- [Stated exercise]
In this exercise, return the whole listing exactly, excluding any images.

- [Material provided]
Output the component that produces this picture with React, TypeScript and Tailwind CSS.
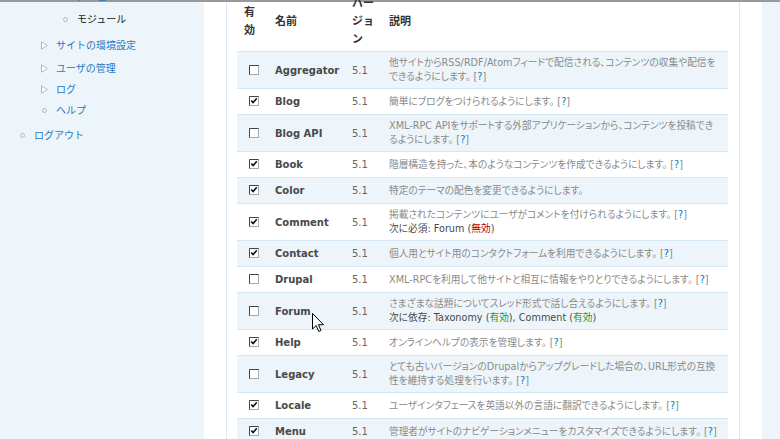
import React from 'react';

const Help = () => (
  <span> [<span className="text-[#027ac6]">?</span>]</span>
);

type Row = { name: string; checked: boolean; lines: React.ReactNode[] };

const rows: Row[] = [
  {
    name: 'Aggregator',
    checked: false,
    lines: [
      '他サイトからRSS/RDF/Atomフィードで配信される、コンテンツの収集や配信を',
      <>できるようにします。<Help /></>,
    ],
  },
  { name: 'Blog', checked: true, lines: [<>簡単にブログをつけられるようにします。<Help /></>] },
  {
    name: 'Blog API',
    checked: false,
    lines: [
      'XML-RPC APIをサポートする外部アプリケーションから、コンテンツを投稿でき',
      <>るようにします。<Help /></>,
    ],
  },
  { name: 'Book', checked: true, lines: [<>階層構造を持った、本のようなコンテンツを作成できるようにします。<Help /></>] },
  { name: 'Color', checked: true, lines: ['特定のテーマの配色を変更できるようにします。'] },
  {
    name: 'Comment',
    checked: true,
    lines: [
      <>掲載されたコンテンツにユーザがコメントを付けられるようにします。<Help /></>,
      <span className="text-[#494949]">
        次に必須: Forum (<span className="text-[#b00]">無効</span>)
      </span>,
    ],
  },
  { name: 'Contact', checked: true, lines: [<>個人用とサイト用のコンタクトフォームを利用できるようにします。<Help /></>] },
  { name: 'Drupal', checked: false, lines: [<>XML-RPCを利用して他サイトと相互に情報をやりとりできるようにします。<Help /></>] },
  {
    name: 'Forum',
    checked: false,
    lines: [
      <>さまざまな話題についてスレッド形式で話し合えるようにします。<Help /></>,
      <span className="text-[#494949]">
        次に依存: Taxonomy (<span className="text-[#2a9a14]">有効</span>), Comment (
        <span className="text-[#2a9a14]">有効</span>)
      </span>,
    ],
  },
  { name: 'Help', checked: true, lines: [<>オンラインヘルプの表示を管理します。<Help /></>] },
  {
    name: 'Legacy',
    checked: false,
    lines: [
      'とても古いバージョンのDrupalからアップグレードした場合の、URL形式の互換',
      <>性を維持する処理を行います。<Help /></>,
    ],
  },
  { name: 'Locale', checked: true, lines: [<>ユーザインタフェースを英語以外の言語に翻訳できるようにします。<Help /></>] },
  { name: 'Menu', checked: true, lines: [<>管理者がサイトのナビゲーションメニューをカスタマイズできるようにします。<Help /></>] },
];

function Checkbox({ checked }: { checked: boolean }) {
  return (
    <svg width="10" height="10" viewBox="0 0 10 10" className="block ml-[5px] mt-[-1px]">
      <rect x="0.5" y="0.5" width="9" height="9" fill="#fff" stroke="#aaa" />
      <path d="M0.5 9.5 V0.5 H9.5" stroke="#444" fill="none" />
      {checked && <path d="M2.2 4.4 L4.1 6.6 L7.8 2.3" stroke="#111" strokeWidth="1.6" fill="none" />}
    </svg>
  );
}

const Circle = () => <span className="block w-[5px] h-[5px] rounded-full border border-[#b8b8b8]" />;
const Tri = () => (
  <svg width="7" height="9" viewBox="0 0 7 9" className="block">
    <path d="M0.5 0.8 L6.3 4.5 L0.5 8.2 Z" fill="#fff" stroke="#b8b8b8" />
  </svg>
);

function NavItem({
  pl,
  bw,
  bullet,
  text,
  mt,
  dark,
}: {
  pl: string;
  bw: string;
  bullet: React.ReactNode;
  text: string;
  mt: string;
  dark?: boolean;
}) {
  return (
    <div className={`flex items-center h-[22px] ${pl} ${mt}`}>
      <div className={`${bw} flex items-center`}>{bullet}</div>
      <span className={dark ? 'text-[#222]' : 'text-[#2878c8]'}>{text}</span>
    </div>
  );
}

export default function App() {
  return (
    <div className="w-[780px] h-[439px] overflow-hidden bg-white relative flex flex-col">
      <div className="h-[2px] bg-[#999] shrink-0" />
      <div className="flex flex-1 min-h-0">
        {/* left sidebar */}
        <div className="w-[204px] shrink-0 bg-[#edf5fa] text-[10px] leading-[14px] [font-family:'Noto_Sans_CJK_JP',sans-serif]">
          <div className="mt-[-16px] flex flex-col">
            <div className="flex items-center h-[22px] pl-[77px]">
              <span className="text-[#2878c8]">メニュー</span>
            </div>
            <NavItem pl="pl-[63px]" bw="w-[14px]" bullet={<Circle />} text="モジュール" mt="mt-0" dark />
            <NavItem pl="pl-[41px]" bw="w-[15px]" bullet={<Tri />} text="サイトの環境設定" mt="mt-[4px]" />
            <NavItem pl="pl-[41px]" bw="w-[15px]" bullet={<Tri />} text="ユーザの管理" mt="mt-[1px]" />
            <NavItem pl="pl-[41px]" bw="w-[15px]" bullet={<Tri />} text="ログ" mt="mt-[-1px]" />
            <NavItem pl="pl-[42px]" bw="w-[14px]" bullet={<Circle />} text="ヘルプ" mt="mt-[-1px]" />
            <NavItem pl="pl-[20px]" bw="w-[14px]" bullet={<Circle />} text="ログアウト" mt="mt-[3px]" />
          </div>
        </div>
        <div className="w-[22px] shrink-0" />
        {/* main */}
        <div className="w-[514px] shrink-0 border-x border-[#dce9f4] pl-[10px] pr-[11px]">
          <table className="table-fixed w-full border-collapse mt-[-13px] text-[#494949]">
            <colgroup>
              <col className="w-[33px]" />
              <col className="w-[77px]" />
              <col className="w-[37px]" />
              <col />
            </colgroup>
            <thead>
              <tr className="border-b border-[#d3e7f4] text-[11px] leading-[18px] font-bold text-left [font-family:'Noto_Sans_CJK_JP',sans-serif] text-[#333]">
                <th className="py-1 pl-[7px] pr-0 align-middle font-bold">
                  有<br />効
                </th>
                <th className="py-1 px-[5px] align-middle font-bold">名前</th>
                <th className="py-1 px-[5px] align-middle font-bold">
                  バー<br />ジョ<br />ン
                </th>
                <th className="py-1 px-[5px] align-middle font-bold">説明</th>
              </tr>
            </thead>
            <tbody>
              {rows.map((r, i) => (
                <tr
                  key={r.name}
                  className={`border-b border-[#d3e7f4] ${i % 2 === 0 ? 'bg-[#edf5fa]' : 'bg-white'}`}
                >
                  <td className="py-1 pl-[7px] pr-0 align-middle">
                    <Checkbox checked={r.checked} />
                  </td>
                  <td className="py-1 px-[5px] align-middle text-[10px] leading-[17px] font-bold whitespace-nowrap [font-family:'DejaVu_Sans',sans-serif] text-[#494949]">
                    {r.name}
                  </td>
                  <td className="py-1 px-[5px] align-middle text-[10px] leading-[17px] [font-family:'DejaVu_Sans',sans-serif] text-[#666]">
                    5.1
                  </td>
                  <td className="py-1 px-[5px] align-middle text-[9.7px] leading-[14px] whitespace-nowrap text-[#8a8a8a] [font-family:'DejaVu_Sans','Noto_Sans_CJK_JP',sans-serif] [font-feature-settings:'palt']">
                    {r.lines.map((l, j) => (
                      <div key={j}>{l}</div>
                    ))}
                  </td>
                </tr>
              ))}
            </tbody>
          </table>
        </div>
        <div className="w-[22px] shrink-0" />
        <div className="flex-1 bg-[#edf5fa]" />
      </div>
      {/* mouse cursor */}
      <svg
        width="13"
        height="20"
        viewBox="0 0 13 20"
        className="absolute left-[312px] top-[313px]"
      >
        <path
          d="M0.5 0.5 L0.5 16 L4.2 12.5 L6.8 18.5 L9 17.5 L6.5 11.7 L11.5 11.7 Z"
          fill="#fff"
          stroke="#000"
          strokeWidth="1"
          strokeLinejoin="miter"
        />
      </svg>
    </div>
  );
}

- [Right answer]
Output the component that produces this picture with React, TypeScript and Tailwind CSS.
import React from 'react';

const Help = () => (
  <span> [<span className="text-[#027ac6]">?</span>]</span>
);

type Row = { name: string; checked: boolean; lines: React.ReactNode[] };

const rows: Row[] = [
  {
    name: 'Aggregator',
    checked: false,
    lines: [
      '他サイトからRSS/RDF/Atomフィードで配信される、コンテンツの収集や配信を',
      <>できるようにします。<Help /></>,
    ],
  },
  { name: 'Blog', checked: true, lines: [<>簡単にブログをつけられるようにします。<Help /></>] },
  {
    name: 'Blog API',
    checked: false,
    lines: [
      'XML-RPC APIをサポートする外部アプリケーションから、コンテンツを投稿でき',
      <>るようにします。<Help /></>,
    ],
  },
  { name: 'Book', checked: true, lines: [<>階層構造を持った、本のようなコンテンツを作成できるようにします。<Help /></>] },
  { name: 'Color', checked: true, lines: ['特定のテーマの配色を変更できるようにします。'] },
  {
    name: 'Comment',
    checked: true,
    lines: [
      <>掲載されたコンテンツにユーザがコメントを付けられるようにします。<Help /></>,
      <span className="text-[#494949]">
        次に必須: Forum (<span className="text-[#b00]">無効</span>)
      </span>,
    ],
  },
  { name: 'Contact', checked: true, lines: [<>個人用とサイト用のコンタクトフォームを利用できるようにします。<Help /></>] },
  { name: 'Drupal', checked: false, lines: [<>XML-RPCを利用して他サイトと相互に情報をやりとりできるようにします。<Help /></>] },
  {
    name: 'Forum',
    checked: false,
    lines: [
      <>さまざまな話題についてスレッド形式で話し合えるようにします。<Help /></>,
      <span className="text-[#494949]">
        次に依存: Taxonomy (<span className="text-[#2a9a14]">有効</span>), Comment (
        <span className="text-[#2a9a14]">有効</span>)
      </span>,
    ],
  },
  { name: 'Help', checked: true, lines: [<>オンラインヘルプの表示を管理します。<Help /></>] },
  {
    name: 'Legacy',
    checked: false,
    lines: [
      'とても古いバージョンのDrupalからアップグレードした場合の、URL形式の互換',
      <>性を維持する処理を行います。<Help /></>,
    ],
  },
  { name: 'Locale', checked: true, lines: [<>ユーザインタフェースを英語以外の言語に翻訳できるようにします。<Help /></>] },
  { name: 'Menu', checked: true, lines: [<>管理者がサイトのナビゲーションメニューをカスタマイズできるようにします。<Help /></>] },
];

function Checkbox({ checked }: { checked: boolean }) {
  return (
    <svg width="10" height="10" viewBox="0 0 10 10" className="block ml-[5px] mt-[-1px]">
      <rect x="0.5" y="0.5" width="9" height="9" fill="#fff" stroke="#aaa" />
      <path d="M0.5 9.5 V0.5 H9.5" stroke="#444" fill="none" />
      {checked && <path d="M2.2 4.4 L4.1 6.6 L7.8 2.3" stroke="#111" strokeWidth="1.6" fill="none" />}
    </svg>
  );
}

const Circle = () => <span className="block w-[5px] h-[5px] rounded-full border border-[#b8b8b8]" />;
const Tri = () => (
  <svg width="7" height="9" viewBox="0 0 7 9" className="block">
    <path d="M0.5 0.8 L6.3 4.5 L0.5 8.2 Z" fill="#fff" stroke="#b8b8b8" />
  </svg>
);

function NavItem({
  pl,
  bw,
  bullet,
  text,
  mt,
  dark,
}: {
  pl: string;
  bw: string;
  bullet: React.ReactNode;
  text: string;
  mt: string;
  dark?: boolean;
}) {
  return (
    <div className={`flex items-center h-[22px] ${pl} ${mt}`}>
      <div className={`${bw} flex items-center`}>{bullet}</div>
      <span className={dark ? 'text-[#222]' : 'text-[#2878c8]'}>{text}</span>
    </div>
  );
}

export default function App() {
  return (
    <div className="w-[780px] h-[439px] overflow-hidden bg-white relative flex flex-col">
      <div className="h-[2px] bg-[#999] shrink-0" />
      <div className="flex flex-1 min-h-0">
        {/* left sidebar */}
        <div className="w-[204px] shrink-0 bg-[#edf5fa] text-[10px] leading-[14px] [font-family:'Noto_Sans_CJK_JP',sans-serif]">
          <div className="mt-[-16px] flex flex-col">
            <div className="flex items-center h-[22px] pl-[77px]">
              <span className="text-[#2878c8]">メニュー</span>
            </div>
            <NavItem pl="pl-[63px]" bw="w-[14px]" bullet={<Circle />} text="モジュール" mt="mt-0" dark />
            <NavItem pl="pl-[41px]" bw="w-[15px]" bullet={<Tri />} text="サイトの環境設定" mt="mt-[4px]" />
            <NavItem pl="pl-[41px]" bw="w-[15px]" bullet={<Tri />} text="ユーザの管理" mt="mt-[1px]" />
            <NavItem pl="pl-[41px]" bw="w-[15px]" bullet={<Tri />} text="ログ" mt="mt-[-1px]" />
            <NavItem pl="pl-[42px]" bw="w-[14px]" bullet={<Circle />} text="ヘルプ" mt="mt-[-1px]" />
            <NavItem pl="pl-[20px]" bw="w-[14px]" bullet={<Circle />} text="ログアウト" mt="mt-[3px]" />
          </div>
        </div>
        <div className="w-[22px] shrink-0" />
        {/* main */}
        <div className="w-[514px] shrink-0 border-x border-[#dce9f4] pl-[10px] pr-[11px]">
          <table className="table-fixed w-full border-collapse mt-[-13px] text-[#494949]">
            <colgroup>
              <col className="w-[33px]" />
              <col className="w-[77px]" />
              <col className="w-[37px]" />
              <col />
            </colgroup>
            <thead>
              <tr className="border-b border-[#d3e7f4] text-[11px] leading-[18px] font-bold text-left [font-family:'Noto_Sans_CJK_JP',sans-serif] text-[#333]">
                <th className="py-1 pl-[7px] pr-0 align-middle font-bold">
                  有<br />効
                </th>
                <th className="py-1 px-[5px] align-middle font-bold">名前</th>
                <th className="py-1 px-[5px] align-middle font-bold">
                  バー<br />ジョ<br />ン
                </th>
                <th className="py-1 px-[5px] align-middle font-bold">説明</th>
              </tr>
            </thead>
            <tbody>
              {rows.map((r, i) => (
                <tr
                  key={r.name}
                  className={`border-b border-[#d3e7f4] ${i % 2 === 0 ? 'bg-[#edf5fa]' : 'bg-white'}`}
                >
                  <td className="py-1 pl-[7px] pr-0 align-middle">
                    <Checkbox checked={r.checked} />
                  </td>
                  <td className="py-1 px-[5px] align-middle text-[10px] leading-[17px] font-bold whitespace-nowrap [font-family:'DejaVu_Sans',sans-serif] text-[#494949]">
                    {r.name}
                  </td>
                  <td className="py-1 px-[5px] align-middle text-[10px] leading-[17px] [font-family:'DejaVu_Sans',sans-serif] text-[#666]">
                    5.1
                  </td>
                  <td className="py-1 px-[5px] align-middle text-[9.7px] leading-[14px] whitespace-nowrap text-[#8a8a8a] [font-family:'DejaVu_Sans','Noto_Sans_CJK_JP',sans-serif] [font-feature-settings:'palt']">
                    {r.lines.map((l, j) => (
                      <div key={j}>{l}</div>
                    ))}
                  </td>
                </tr>
              ))}
            </tbody>
          </table>
        </div>
        <div className="w-[22px] shrink-0" />
        <div className="flex-1 bg-[#edf5fa]" />
      </div>
      {/* mouse cursor */}
      <svg
        width="13"
        height="20"
        viewBox="0 0 13 20"
        className="absolute left-[312px] top-[313px]"
      >
        <path
          d="M0.5 0.5 L0.5 16 L4.2 12.5 L6.8 18.5 L9 17.5 L6.5 11.7 L11.5 11.7 Z"
          fill="#fff"
          stroke="#000"
          strokeWidth="1"
          strokeLinejoin="miter"
        />
      </svg>
    </div>
  );
}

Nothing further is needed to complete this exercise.